The real life Hogwarts Express is out of action after Network Rail took the unprecedented step of banning its operator from the entire rail network due to safety concerns.
The suspension means West Coast Railways (WCR) - which owns a fleet of steam locomotives including Olton Hall, the train used as the Hogwarts Express in the Harry Potter films - cannot operate any of its services on any routes.
WCR's suspension notice took effect from 3 April. The company has until 15 May 2015 to make significant improvements to its safety protocols in order for the ban to be withdrawn.
Operators have been banned from certain routes before but this is the first time a total network ban has been served since privatisation.
A spokesman for Network Rail said: ‘This decision has not been taken lightly. We have set out a number of actions to address the safety concerns raised and will continue to work with WCR to ensure their services can run safely in the future.’
The move comes after a 100mph collision was narrowly avoided in early March, when a First Great Western High Speed Train and a steam excursion operated by WCR missed each other by roughly a minute. The Signal Passed at Danger (SPAD) incident was ranked as the most serious this year.
In the suspension notice, Network Rail writes: Network Rail has had concerns about WCR’s performance of its safety obligations for some time and recent events lead Network Rail to believe that the operations of WCR are a threat to the safe operation of the railway’.

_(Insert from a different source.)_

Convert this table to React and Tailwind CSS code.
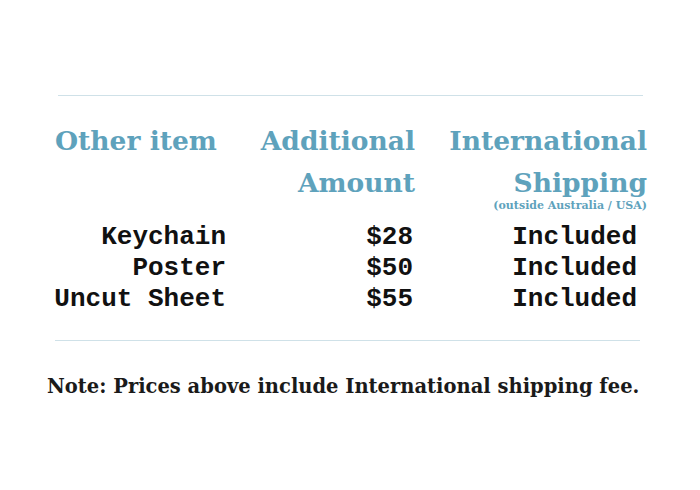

It highlighted the SPAD in March and added that ‘WCR had demonstrated that its controls, communication and commitment following the recent SPAD were inadequate’.
‘Network Rail also has serious concerns about the fact that WCR unilaterally suspended the response to Network Rail’s review of WCR’s Safety Management System undertaken in January 2015. The review raised some serious and significant issues and there was no communication with Network Rail to explain that the response was being suspended,’ the notice states.
However Network Rail did state the situation can be remedied and outlined seven steps required from WCR including introducing ‘an effective, risk-based driver monitoring regime that includes proactively using analysis of On Train Data Recorder downloads for a representative and sufficient sample of diagrams’.
The full list can be read here.
By 15 May, the first five of the tasks must be completed with ‘material demonstrable progress’ towards the completion of the last two for the suspension notice to be withdrawn.
West Coast Railways was unavailable for comment.